Leave out any picture and return the remaining listing below exactly as given.
━━━
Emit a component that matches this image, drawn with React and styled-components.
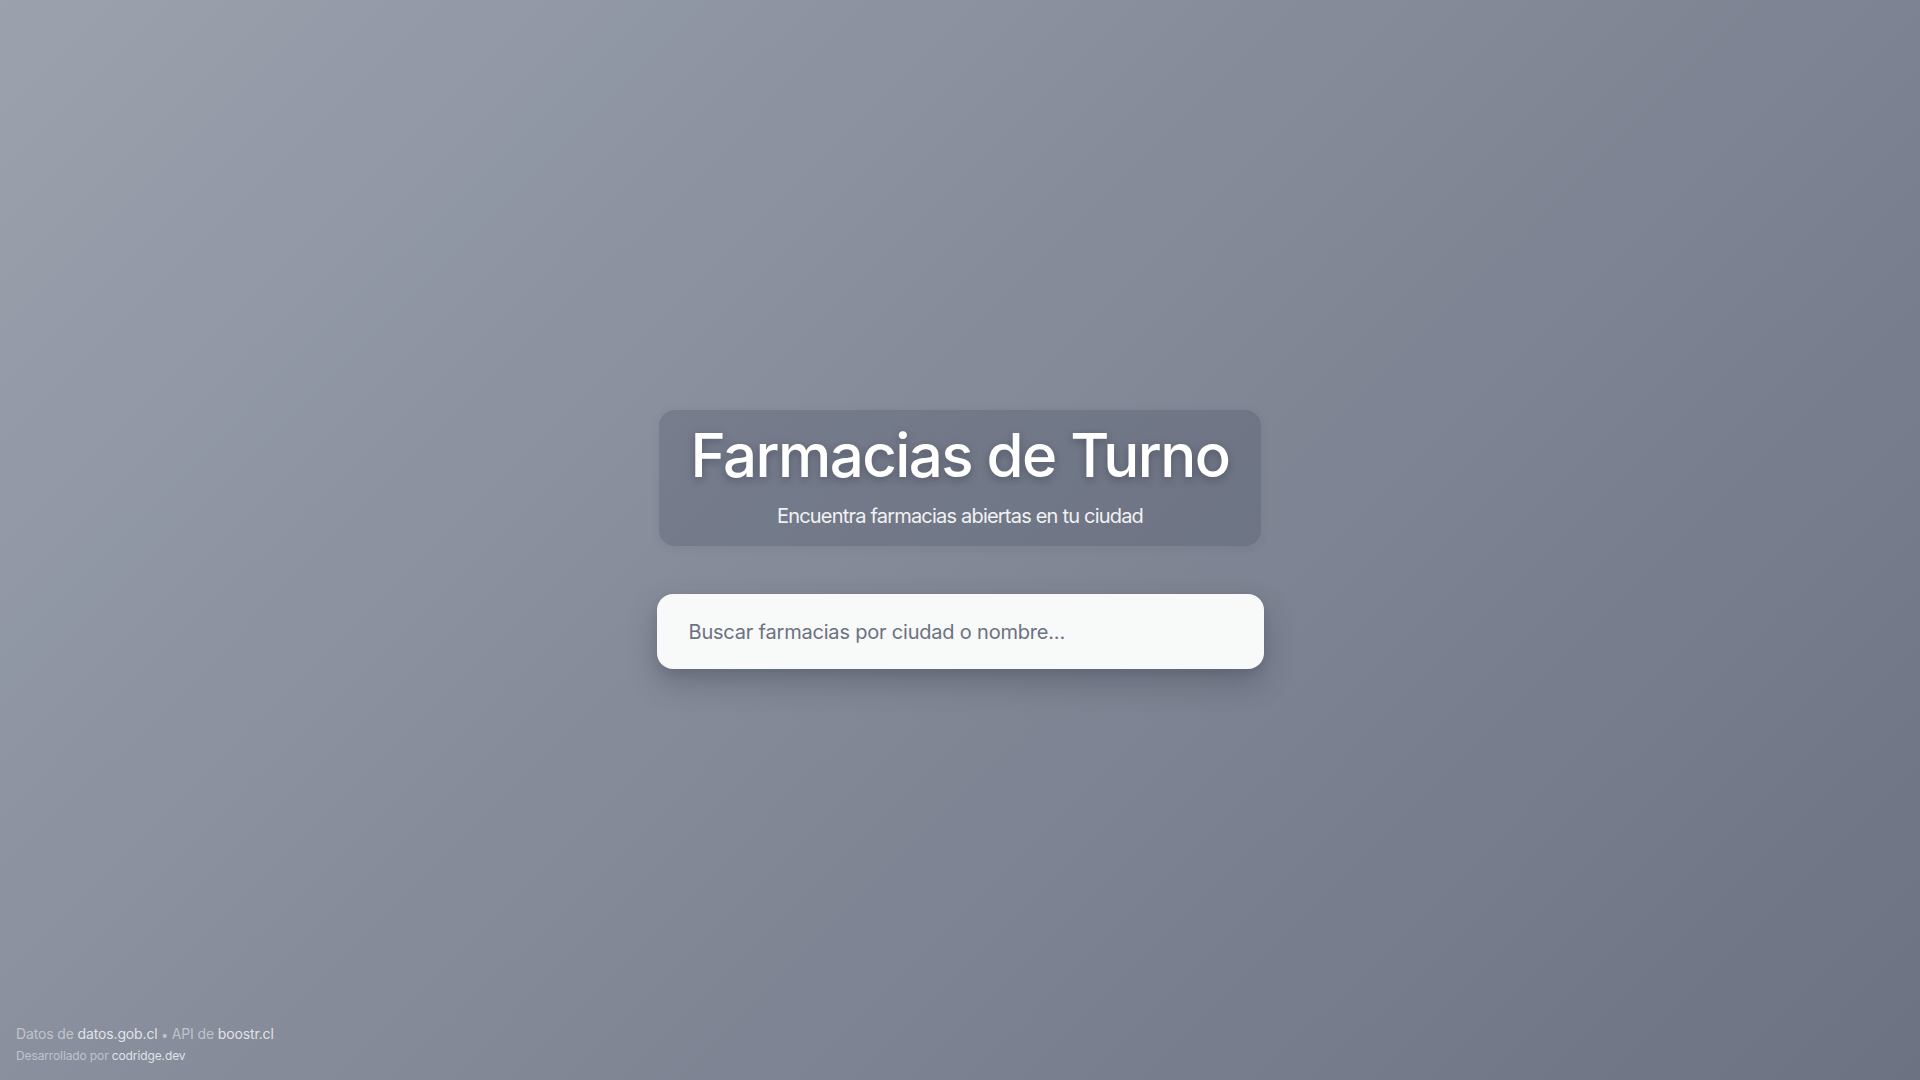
import styled, { createGlobalStyle } from "styled-components";

const GlobalStyle = createGlobalStyle`
  html, body {
    margin: 0;
    padding: 0;
    height: 100%;
  }
  body {
    font-family: Inter, "Noto Sans", "Liberation Sans", sans-serif;
    background: linear-gradient(135deg, #9ba2ae 0%, #858b99 45%, #6c7282 100%);
    min-height: 100vh;
  }
  * {
    box-sizing: border-box;
  }
`;

function App() {
  return (
    <>
      <GlobalStyle />
      <Page>
        <Main>
          <Header>
            <Title>Farmacias de Turno</Title>
            <Subtitle>Encuentra farmacias abiertas en tu ciudad</Subtitle>
          </Header>
          <SearchBox>
            <SearchInput
              type="text"
              placeholder="Buscar farmacias por ciudad o nombre..."
            />
          </SearchBox>
        </Main>
        <Footer>
          <p className="sources">
            Datos de <a href="/">datos.gob.cl</a> <span className="dot">•</span> API de{" "}
            <a href="/">boostr.cl</a>
          </p>
          <p className="credits">
            Desarrollado por <a href="/">codridge.dev</a>
          </p>
        </Footer>
      </Page>
    </>
  );
}

const Page = styled.div`
  min-height: 100vh;
  display: flex;
  flex-direction: column;
  position: relative;
`;

const Main = styled.main`
  flex: 1;
  display: flex;
  flex-direction: column;
  align-items: center;
  justify-content: center;
  gap: 48px;
  padding-bottom: 1px;
`;

const Header = styled.header`
  background: rgba(70, 76, 92, 0.28);
  border-radius: 16px;
  padding: 15px 32px 16px;
  text-align: center;
  box-shadow: 0 2px 10px rgba(40, 45, 60, 0.08);
`;

const Title = styled.h1`
  margin: 0;
  font-size: 60px;
  line-height: 1;
  font-weight: 500;
  letter-spacing: -0.026em;
  color: #ffffff;
  text-shadow: 0 3px 8px rgba(30, 35, 50, 0.35);
`;

const Subtitle = styled.p`
  margin: 17px 0 0;
  font-size: 20px;
  line-height: 28px;
  letter-spacing: -0.04em;
  color: #f1f2f4;
`;

const SearchBox = styled.div`
  width: 607px;
  height: 75px;
  background: #f8f9f9;
  border-radius: 16px;
  box-shadow: 0 14px 30px rgba(45, 50, 65, 0.3), 0 4px 8px rgba(45, 50, 65, 0.12);
  display: flex;
  align-items: center;
`;

const SearchInput = styled.input`
  width: 100%;
  height: 100%;
  border: none;
  outline: none;
  background: transparent;
  padding: 0 32px;
  font-family: Inter, "Noto Sans", "Liberation Sans", sans-serif;
  font-size: 20px;
  letter-spacing: -0.01em;
  color: #374151;

  &::placeholder {
    color: #6b7280;
  }
`;

const Footer = styled.footer`
  position: absolute;
  left: 16px;
  bottom: 16px;

  p {
    margin: 0;
    color: rgba(230, 232, 236, 0.6);
    letter-spacing: -0.01em;
  }
  .sources {
    font-size: 14px;
    line-height: 20px;
  }
  .credits {
    font-size: 12px;
    line-height: 16px;
    margin-top: 3px;
  }
  .dot {
    font-size: 12px;
  }
  a {
    color: rgba(240, 241, 244, 0.88);
    text-decoration: none;
  }
`;

export default App;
━━━
THE ANSWER:
Emit a component that matches this image, drawn with React and styled-components.
import styled, { createGlobalStyle } from "styled-components";

const GlobalStyle = createGlobalStyle`
  html, body {
    margin: 0;
    padding: 0;
    height: 100%;
  }
  body {
    font-family: Inter, "Noto Sans", "Liberation Sans", sans-serif;
    background: linear-gradient(135deg, #9ba2ae 0%, #858b99 45%, #6c7282 100%);
    min-height: 100vh;
  }
  * {
    box-sizing: border-box;
  }
`;

function App() {
  return (
    <>
      <GlobalStyle />
      <Page>
        <Main>
          <Header>
            <Title>Farmacias de Turno</Title>
            <Subtitle>Encuentra farmacias abiertas en tu ciudad</Subtitle>
          </Header>
          <SearchBox>
            <SearchInput
              type="text"
              placeholder="Buscar farmacias por ciudad o nombre..."
            />
          </SearchBox>
        </Main>
        <Footer>
          <p className="sources">
            Datos de <a href="/">datos.gob.cl</a> <span className="dot">•</span> API de{" "}
            <a href="/">boostr.cl</a>
          </p>
          <p className="credits">
            Desarrollado por <a href="/">codridge.dev</a>
          </p>
        </Footer>
      </Page>
    </>
  );
}

const Page = styled.div`
  min-height: 100vh;
  display: flex;
  flex-direction: column;
  position: relative;
`;

const Main = styled.main`
  flex: 1;
  display: flex;
  flex-direction: column;
  align-items: center;
  justify-content: center;
  gap: 48px;
  padding-bottom: 1px;
`;

const Header = styled.header`
  background: rgba(70, 76, 92, 0.28);
  border-radius: 16px;
  padding: 15px 32px 16px;
  text-align: center;
  box-shadow: 0 2px 10px rgba(40, 45, 60, 0.08);
`;

const Title = styled.h1`
  margin: 0;
  font-size: 60px;
  line-height: 1;
  font-weight: 500;
  letter-spacing: -0.026em;
  color: #ffffff;
  text-shadow: 0 3px 8px rgba(30, 35, 50, 0.35);
`;

const Subtitle = styled.p`
  margin: 17px 0 0;
  font-size: 20px;
  line-height: 28px;
  letter-spacing: -0.04em;
  color: #f1f2f4;
`;

const SearchBox = styled.div`
  width: 607px;
  height: 75px;
  background: #f8f9f9;
  border-radius: 16px;
  box-shadow: 0 14px 30px rgba(45, 50, 65, 0.3), 0 4px 8px rgba(45, 50, 65, 0.12);
  display: flex;
  align-items: center;
`;

const SearchInput = styled.input`
  width: 100%;
  height: 100%;
  border: none;
  outline: none;
  background: transparent;
  padding: 0 32px;
  font-family: Inter, "Noto Sans", "Liberation Sans", sans-serif;
  font-size: 20px;
  letter-spacing: -0.01em;
  color: #374151;

  &::placeholder {
    color: #6b7280;
  }
`;

const Footer = styled.footer`
  position: absolute;
  left: 16px;
  bottom: 16px;

  p {
    margin: 0;
    color: rgba(230, 232, 236, 0.6);
    letter-spacing: -0.01em;
  }
  .sources {
    font-size: 14px;
    line-height: 20px;
  }
  .credits {
    font-size: 12px;
    line-height: 16px;
    margin-top: 3px;
  }
  .dot {
    font-size: 12px;
  }
  a {
    color: rgba(240, 241, 244, 0.88);
    text-decoration: none;
  }
`;

export default App;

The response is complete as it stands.